Please output every line of the material as it stands, without the pictures.

┌──

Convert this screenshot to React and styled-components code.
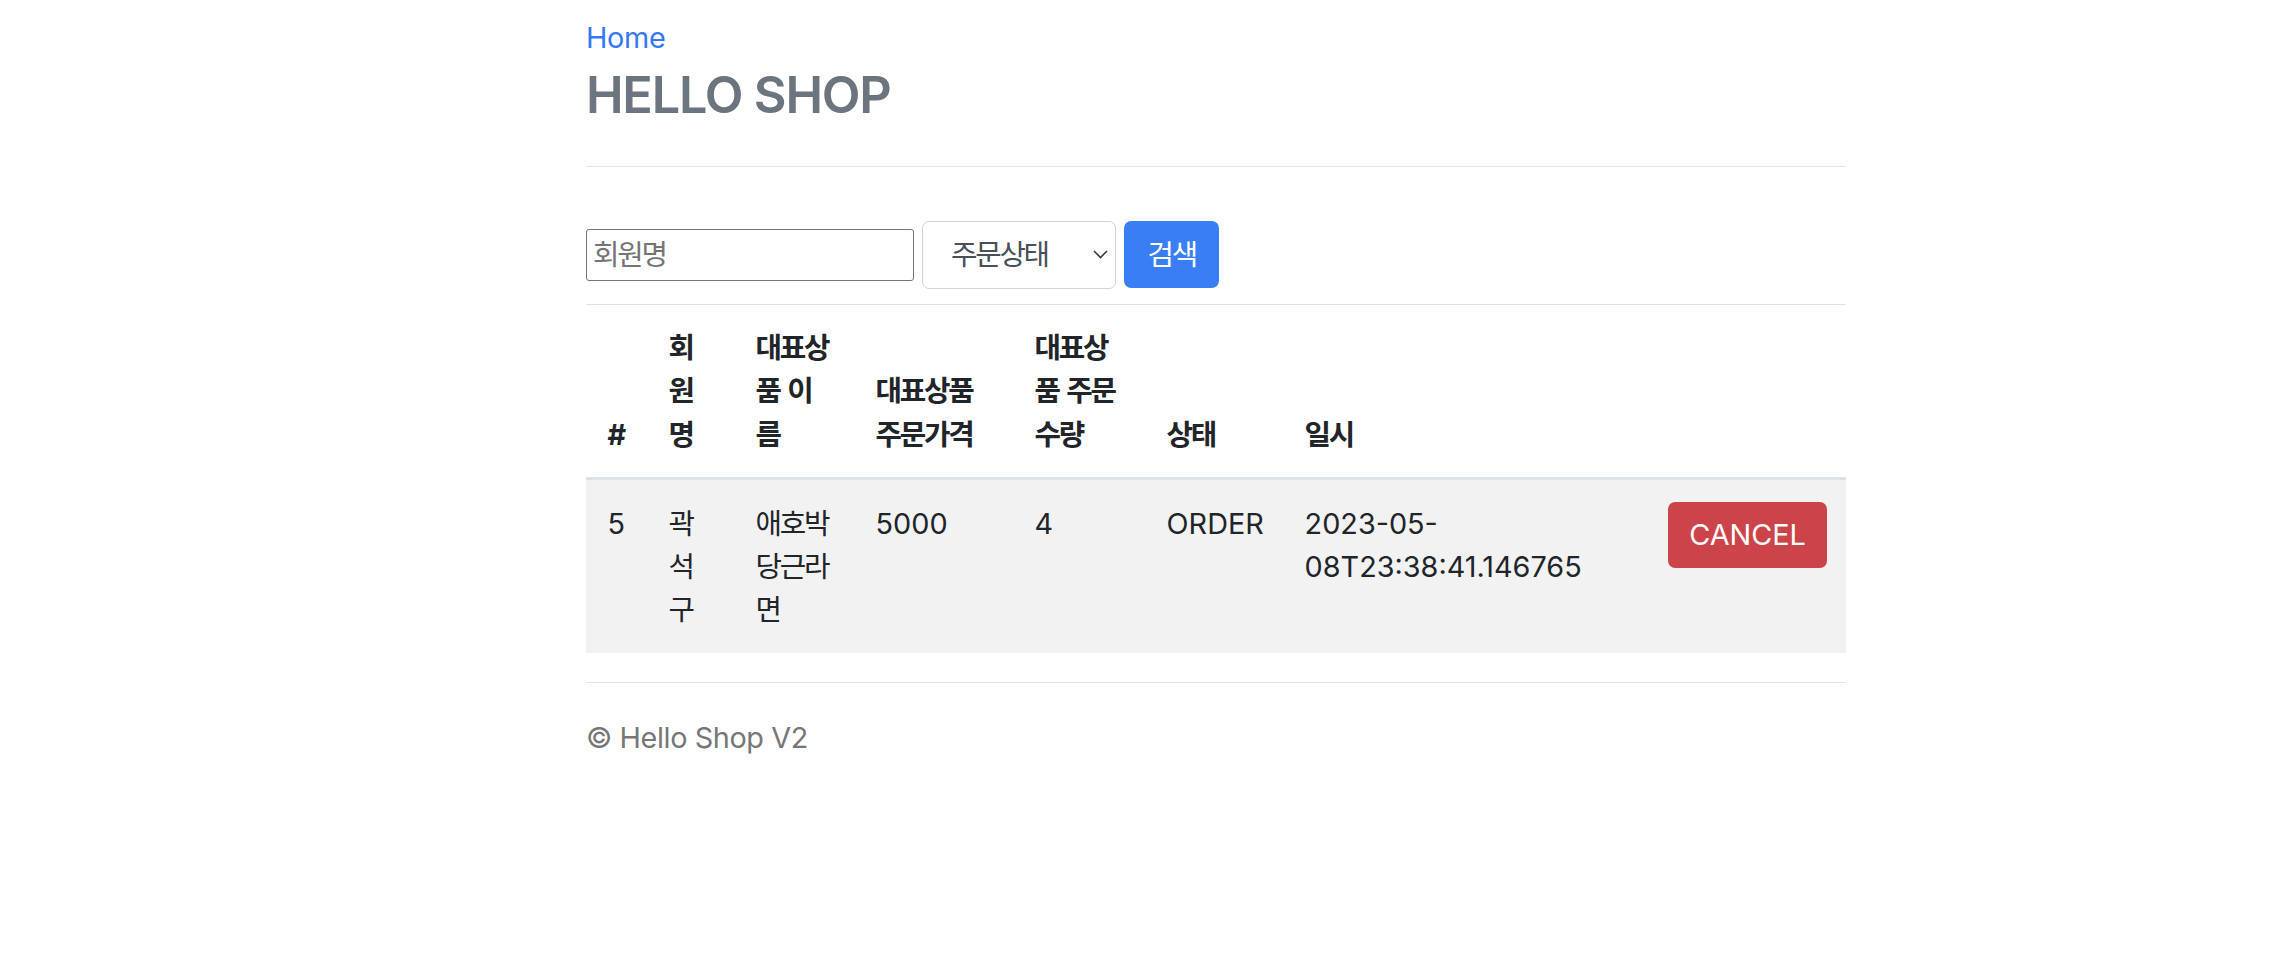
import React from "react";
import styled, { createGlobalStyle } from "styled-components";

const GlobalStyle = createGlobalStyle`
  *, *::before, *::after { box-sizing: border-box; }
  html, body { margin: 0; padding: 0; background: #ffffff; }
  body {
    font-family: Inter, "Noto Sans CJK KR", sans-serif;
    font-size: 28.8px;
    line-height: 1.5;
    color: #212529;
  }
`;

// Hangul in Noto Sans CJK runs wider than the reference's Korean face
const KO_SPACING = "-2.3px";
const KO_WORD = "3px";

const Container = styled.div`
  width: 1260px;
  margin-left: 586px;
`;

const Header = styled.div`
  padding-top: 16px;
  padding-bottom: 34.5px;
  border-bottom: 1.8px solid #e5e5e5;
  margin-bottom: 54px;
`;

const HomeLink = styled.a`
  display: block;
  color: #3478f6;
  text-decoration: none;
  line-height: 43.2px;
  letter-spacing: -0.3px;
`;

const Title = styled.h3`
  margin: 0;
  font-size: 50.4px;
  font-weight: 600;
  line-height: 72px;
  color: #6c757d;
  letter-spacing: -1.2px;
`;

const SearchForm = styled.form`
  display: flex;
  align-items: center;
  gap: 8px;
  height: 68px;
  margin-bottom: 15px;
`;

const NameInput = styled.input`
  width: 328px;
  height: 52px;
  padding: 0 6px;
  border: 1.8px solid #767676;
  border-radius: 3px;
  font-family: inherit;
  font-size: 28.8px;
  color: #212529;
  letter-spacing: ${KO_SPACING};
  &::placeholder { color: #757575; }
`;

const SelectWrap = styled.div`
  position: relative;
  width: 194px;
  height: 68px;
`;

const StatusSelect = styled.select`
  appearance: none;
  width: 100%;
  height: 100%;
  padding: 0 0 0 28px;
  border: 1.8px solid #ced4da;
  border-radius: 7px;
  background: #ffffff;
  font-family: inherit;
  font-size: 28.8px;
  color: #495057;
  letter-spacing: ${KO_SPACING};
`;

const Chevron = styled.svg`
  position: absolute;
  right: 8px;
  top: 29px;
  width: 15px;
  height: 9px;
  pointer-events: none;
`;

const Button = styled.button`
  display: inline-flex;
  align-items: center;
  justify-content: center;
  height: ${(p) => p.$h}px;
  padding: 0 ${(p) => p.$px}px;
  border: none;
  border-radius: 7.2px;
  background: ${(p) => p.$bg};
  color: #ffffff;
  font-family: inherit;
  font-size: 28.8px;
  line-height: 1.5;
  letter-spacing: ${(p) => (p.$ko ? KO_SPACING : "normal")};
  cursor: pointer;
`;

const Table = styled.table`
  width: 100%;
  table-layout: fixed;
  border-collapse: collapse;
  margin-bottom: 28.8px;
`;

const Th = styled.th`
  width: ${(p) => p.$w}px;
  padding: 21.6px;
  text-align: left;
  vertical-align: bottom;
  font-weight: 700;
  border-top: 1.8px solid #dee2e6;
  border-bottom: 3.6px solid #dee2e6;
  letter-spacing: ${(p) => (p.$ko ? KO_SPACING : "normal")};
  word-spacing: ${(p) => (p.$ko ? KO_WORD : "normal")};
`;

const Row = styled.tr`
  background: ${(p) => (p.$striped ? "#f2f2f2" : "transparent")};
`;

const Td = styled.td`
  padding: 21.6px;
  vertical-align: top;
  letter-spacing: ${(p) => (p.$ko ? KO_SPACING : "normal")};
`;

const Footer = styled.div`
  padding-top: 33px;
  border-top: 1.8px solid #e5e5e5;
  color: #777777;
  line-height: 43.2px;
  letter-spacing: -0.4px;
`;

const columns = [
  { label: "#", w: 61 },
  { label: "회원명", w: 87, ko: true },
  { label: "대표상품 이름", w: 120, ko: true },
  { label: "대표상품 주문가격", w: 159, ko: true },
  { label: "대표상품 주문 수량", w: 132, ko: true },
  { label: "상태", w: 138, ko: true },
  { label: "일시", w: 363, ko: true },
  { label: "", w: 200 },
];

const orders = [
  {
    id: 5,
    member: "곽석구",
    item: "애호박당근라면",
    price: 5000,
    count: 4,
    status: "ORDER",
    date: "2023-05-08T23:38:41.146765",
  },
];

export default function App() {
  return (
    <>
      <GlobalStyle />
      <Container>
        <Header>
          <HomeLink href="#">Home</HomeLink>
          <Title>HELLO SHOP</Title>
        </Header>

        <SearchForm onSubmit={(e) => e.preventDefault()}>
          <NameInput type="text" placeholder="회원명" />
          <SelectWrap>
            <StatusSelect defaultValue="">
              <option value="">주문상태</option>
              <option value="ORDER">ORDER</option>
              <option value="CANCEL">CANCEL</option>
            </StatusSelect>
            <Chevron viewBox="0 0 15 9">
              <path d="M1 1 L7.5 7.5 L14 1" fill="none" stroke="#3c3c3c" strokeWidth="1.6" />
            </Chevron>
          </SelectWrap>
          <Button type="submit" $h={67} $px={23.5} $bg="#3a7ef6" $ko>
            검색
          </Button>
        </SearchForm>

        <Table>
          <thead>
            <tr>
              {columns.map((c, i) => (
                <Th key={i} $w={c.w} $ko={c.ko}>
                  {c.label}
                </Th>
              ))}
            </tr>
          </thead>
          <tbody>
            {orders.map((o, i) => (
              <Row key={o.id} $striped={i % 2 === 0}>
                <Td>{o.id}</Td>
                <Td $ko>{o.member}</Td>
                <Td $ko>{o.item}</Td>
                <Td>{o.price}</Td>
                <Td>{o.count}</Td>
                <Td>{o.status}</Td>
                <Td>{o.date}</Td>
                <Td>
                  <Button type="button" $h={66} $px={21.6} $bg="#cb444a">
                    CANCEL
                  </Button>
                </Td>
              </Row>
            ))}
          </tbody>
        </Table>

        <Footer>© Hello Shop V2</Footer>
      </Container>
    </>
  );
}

└──

§ Complete answer
Convert this screenshot to React and styled-components code.
import React from "react";
import styled, { createGlobalStyle } from "styled-components";

const GlobalStyle = createGlobalStyle`
  *, *::before, *::after { box-sizing: border-box; }
  html, body { margin: 0; padding: 0; background: #ffffff; }
  body {
    font-family: Inter, "Noto Sans CJK KR", sans-serif;
    font-size: 28.8px;
    line-height: 1.5;
    color: #212529;
  }
`;

// Hangul in Noto Sans CJK runs wider than the reference's Korean face
const KO_SPACING = "-2.3px";
const KO_WORD = "3px";

const Container = styled.div`
  width: 1260px;
  margin-left: 586px;
`;

const Header = styled.div`
  padding-top: 16px;
  padding-bottom: 34.5px;
  border-bottom: 1.8px solid #e5e5e5;
  margin-bottom: 54px;
`;

const HomeLink = styled.a`
  display: block;
  color: #3478f6;
  text-decoration: none;
  line-height: 43.2px;
  letter-spacing: -0.3px;
`;

const Title = styled.h3`
  margin: 0;
  font-size: 50.4px;
  font-weight: 600;
  line-height: 72px;
  color: #6c757d;
  letter-spacing: -1.2px;
`;

const SearchForm = styled.form`
  display: flex;
  align-items: center;
  gap: 8px;
  height: 68px;
  margin-bottom: 15px;
`;

const NameInput = styled.input`
  width: 328px;
  height: 52px;
  padding: 0 6px;
  border: 1.8px solid #767676;
  border-radius: 3px;
  font-family: inherit;
  font-size: 28.8px;
  color: #212529;
  letter-spacing: ${KO_SPACING};
  &::placeholder { color: #757575; }
`;

const SelectWrap = styled.div`
  position: relative;
  width: 194px;
  height: 68px;
`;

const StatusSelect = styled.select`
  appearance: none;
  width: 100%;
  height: 100%;
  padding: 0 0 0 28px;
  border: 1.8px solid #ced4da;
  border-radius: 7px;
  background: #ffffff;
  font-family: inherit;
  font-size: 28.8px;
  color: #495057;
  letter-spacing: ${KO_SPACING};
`;

const Chevron = styled.svg`
  position: absolute;
  right: 8px;
  top: 29px;
  width: 15px;
  height: 9px;
  pointer-events: none;
`;

const Button = styled.button`
  display: inline-flex;
  align-items: center;
  justify-content: center;
  height: ${(p) => p.$h}px;
  padding: 0 ${(p) => p.$px}px;
  border: none;
  border-radius: 7.2px;
  background: ${(p) => p.$bg};
  color: #ffffff;
  font-family: inherit;
  font-size: 28.8px;
  line-height: 1.5;
  letter-spacing: ${(p) => (p.$ko ? KO_SPACING : "normal")};
  cursor: pointer;
`;

const Table = styled.table`
  width: 100%;
  table-layout: fixed;
  border-collapse: collapse;
  margin-bottom: 28.8px;
`;

const Th = styled.th`
  width: ${(p) => p.$w}px;
  padding: 21.6px;
  text-align: left;
  vertical-align: bottom;
  font-weight: 700;
  border-top: 1.8px solid #dee2e6;
  border-bottom: 3.6px solid #dee2e6;
  letter-spacing: ${(p) => (p.$ko ? KO_SPACING : "normal")};
  word-spacing: ${(p) => (p.$ko ? KO_WORD : "normal")};
`;

const Row = styled.tr`
  background: ${(p) => (p.$striped ? "#f2f2f2" : "transparent")};
`;

const Td = styled.td`
  padding: 21.6px;
  vertical-align: top;
  letter-spacing: ${(p) => (p.$ko ? KO_SPACING : "normal")};
`;

const Footer = styled.div`
  padding-top: 33px;
  border-top: 1.8px solid #e5e5e5;
  color: #777777;
  line-height: 43.2px;
  letter-spacing: -0.4px;
`;

const columns = [
  { label: "#", w: 61 },
  { label: "회원명", w: 87, ko: true },
  { label: "대표상품 이름", w: 120, ko: true },
  { label: "대표상품 주문가격", w: 159, ko: true },
  { label: "대표상품 주문 수량", w: 132, ko: true },
  { label: "상태", w: 138, ko: true },
  { label: "일시", w: 363, ko: true },
  { label: "", w: 200 },
];

const orders = [
  {
    id: 5,
    member: "곽석구",
    item: "애호박당근라면",
    price: 5000,
    count: 4,
    status: "ORDER",
    date: "2023-05-08T23:38:41.146765",
  },
];

export default function App() {
  return (
    <>
      <GlobalStyle />
      <Container>
        <Header>
          <HomeLink href="#">Home</HomeLink>
          <Title>HELLO SHOP</Title>
        </Header>

        <SearchForm onSubmit={(e) => e.preventDefault()}>
          <NameInput type="text" placeholder="회원명" />
          <SelectWrap>
            <StatusSelect defaultValue="">
              <option value="">주문상태</option>
              <option value="ORDER">ORDER</option>
              <option value="CANCEL">CANCEL</option>
            </StatusSelect>
            <Chevron viewBox="0 0 15 9">
              <path d="M1 1 L7.5 7.5 L14 1" fill="none" stroke="#3c3c3c" strokeWidth="1.6" />
            </Chevron>
          </SelectWrap>
          <Button type="submit" $h={67} $px={23.5} $bg="#3a7ef6" $ko>
            검색
          </Button>
        </SearchForm>

        <Table>
          <thead>
            <tr>
              {columns.map((c, i) => (
                <Th key={i} $w={c.w} $ko={c.ko}>
                  {c.label}
                </Th>
              ))}
            </tr>
          </thead>
          <tbody>
            {orders.map((o, i) => (
              <Row key={o.id} $striped={i % 2 === 0}>
                <Td>{o.id}</Td>
                <Td $ko>{o.member}</Td>
                <Td $ko>{o.item}</Td>
                <Td>{o.price}</Td>
                <Td>{o.count}</Td>
                <Td>{o.status}</Td>
                <Td>{o.date}</Td>
                <Td>
                  <Button type="button" $h={66} $px={21.6} $bg="#cb444a">
                    CANCEL
                  </Button>
                </Td>
              </Row>
            ))}
          </tbody>
        </Table>

        <Footer>© Hello Shop V2</Footer>
      </Container>
    </>
  );
}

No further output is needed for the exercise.